Original Traceback (most recent call last):
File “/home/talha/anaconda3/envs/SemNet2/lib/python3.6/site-packages/torch/nn/parallel/parallel_apply.py”, line 61, in _worker
output = module(*input, **kwargs)
File “/home/talha/anaconda3/envs/SemNet2/lib/python3.6/site-packages/torch/nn/modules/module.py”, line 1102, in _call_impl
return forward_call(*input, **kwargs)
File “/home/talha/SemAttNet-Thesis-Code-main/dpt/models.py”, line 165, in forward
inv_depth = super().forward(x).squeeze(dim=1)
File “/home/talha/SemAttNet-Thesis-Code-main/dpt/models.py”, line 78, in forward
glob = self.pretrained.model.forward_flex(x)

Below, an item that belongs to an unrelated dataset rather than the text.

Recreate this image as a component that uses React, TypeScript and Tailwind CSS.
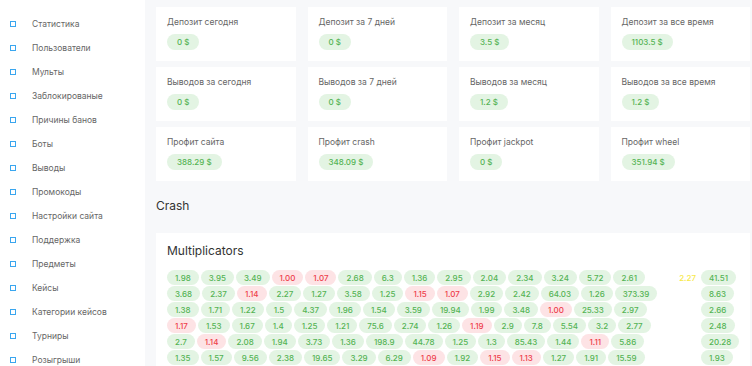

File “/home/talha/SemAttNet-Thesis-Code-main/dpt/vit.py”, line 175, in forward_flex
x = self.patch_embed.backbone(x)
File “/home/talha/anaconda3/envs/SemNet2/lib/python3.6/site-packages/torch/nn/modules/module.py”, line 1102, in _call_impl
return forward_call(*input, **kwargs)
File “/home/talha/anaconda3/envs/SemNet2/lib/python3.6/site-packages/timm/models/resnetv2.py”, line 418, in forward
x = self.forward_features(x)
File “/home/talha/anaconda3/envs/SemNet2/lib/python3.6/site-packages/timm/models/resnetv2.py”, line 412, in forward_features
x = self.stem(x)
File “/home/talha/anaconda3/envs/SemNet2/lib/python3.6/site-packages/torch/nn/modules/module.py”, line 1102, in _call_impl
return forward_call(*input, **kwargs)
File “/home/talha/anaconda3/envs/SemNet2/lib/python3.6/site-packages/torch/nn/modules/container.py”, line 141, in forward
input = module(input)
File “/home/talha/anaconda3/envs/SemNet2/lib/python3.6/site-packages/torch/nn/modules/module.py”, line 1102, in _call_impl
return forward_call(*input, **kwargs)
File “/home/talha/anaconda3/envs/SemNet2/lib/python3.6/site-packages/timm/models/layers/std_conv.py”, line 72, in forward
x = F.conv2d(x, weight, self.bias, self.stride, self.padding, self.dilation, self.groups)
RuntimeError: Expected all tensors to be on the same device, but found at least two devices, cuda:1 and cuda:0! (when checking argument for argument weight in method wrapper__cudnn_convolution)